Keine Ermittungen gegen evangelische Kirche
Wegen Kindesmissbrauchs stand der Mann schon einmal vor Gericht. Laut Staatsanwaltschaft wurde gegen ihn im Zeitraum zwischen 2004 und 2007 ermittelt. Damals stand aber Aussage gegen Aussage, sodass der Prozess damals mit einem Freispruch endete. Die Kirche hatte sich danach entschlossen, ihn weiter bei den Pfadfindern zu beschäftigen. Auflagen oder konkrete Gespräche über die Vorwürfe habe es zu diesem Zeitpunkt nicht gegeben, beteuert der Mann.
Gegen die Kirche selbst gibt es keine Ermittlungen, da die Staatsanwaltschaft dort keine Hinweise auf Fehler finden konnte. Die evangelische Kirche hatte nach dem Bekanntwerden des Falls angekündigt, das Geschehen möglichst schnell aufklären und daraus Lehren ziehen zu wollen. Konkrete Ergebnisse dazu sind bisher keine bekannt.
Das Gericht hat sieben Verhandlungstage angesetzt. Ein Urteil könnte nach bisherigem Planungsstand bereits am 18. Februar 2020 ergehen. Dabei will das Gericht neben einer Haftstrafe auch eine anschließende Sicherungsverwahrung prüfen, sagte Staatsanwältin Novak am Rande des Prozessauftakts. Eine Gefahr für die Allgemeinheit müsse ausgeschlossen werden.
Ermittlungen gegen zweiten Tatverdächtigen aus der Gruppe noch nicht abgeschlossen
Im Laufe der Ermittlungen waren Kripo und Staatsanwaltschaft in dem Fall auf einen zweiten Verdächtigen gestoßen. Sie werfen einem 28-jährigen Kollegen des Angeklagten ebenfalls sexuelle Übergriffe auf zwei weitere Kinder in den Jahren 2012 und 2013 vor. Bislang gab es keine Hinweise darauf, dass die beiden Männer die mutmaßlichen Straftaten abgesprochen oder gemeinsam geplant haben könnten. Die Ermittlungen zu diesem zweiten Fall laufen noch.

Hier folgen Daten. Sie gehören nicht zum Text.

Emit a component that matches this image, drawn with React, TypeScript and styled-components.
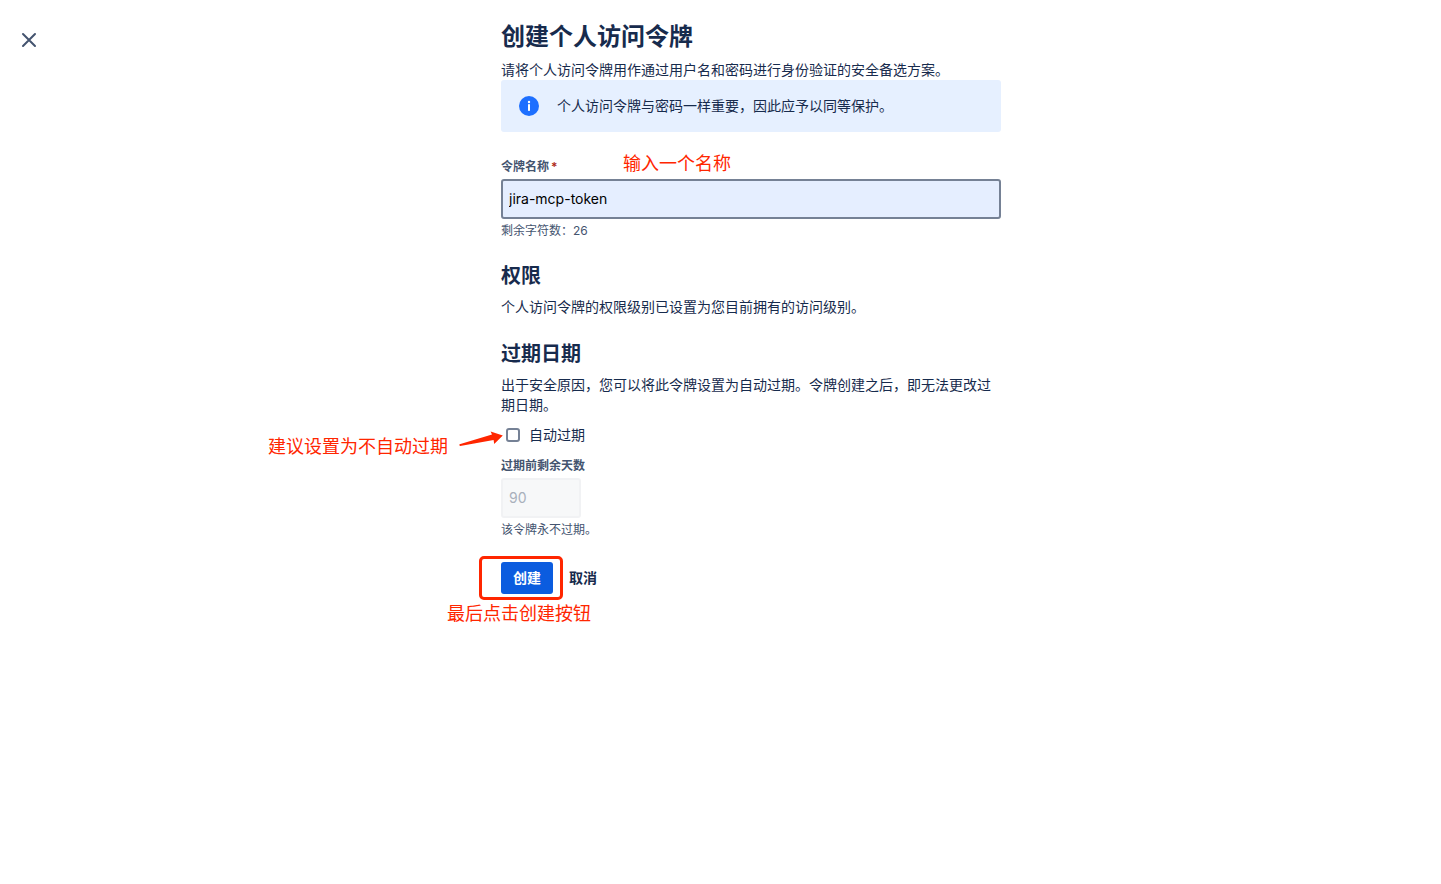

Keine Verbindung zum anderen Staufener Missbrauchsfall
Ausdrücklich hatten die Ermittler außerdem betont, dass zwischen den möglichen Vorfällen in der Pfadfindergruppe und dem jahrelangen Missbrauch eines Jungen aus Staufen durch Täter aus dem Darknet keinerlei Zusammenhang besteht.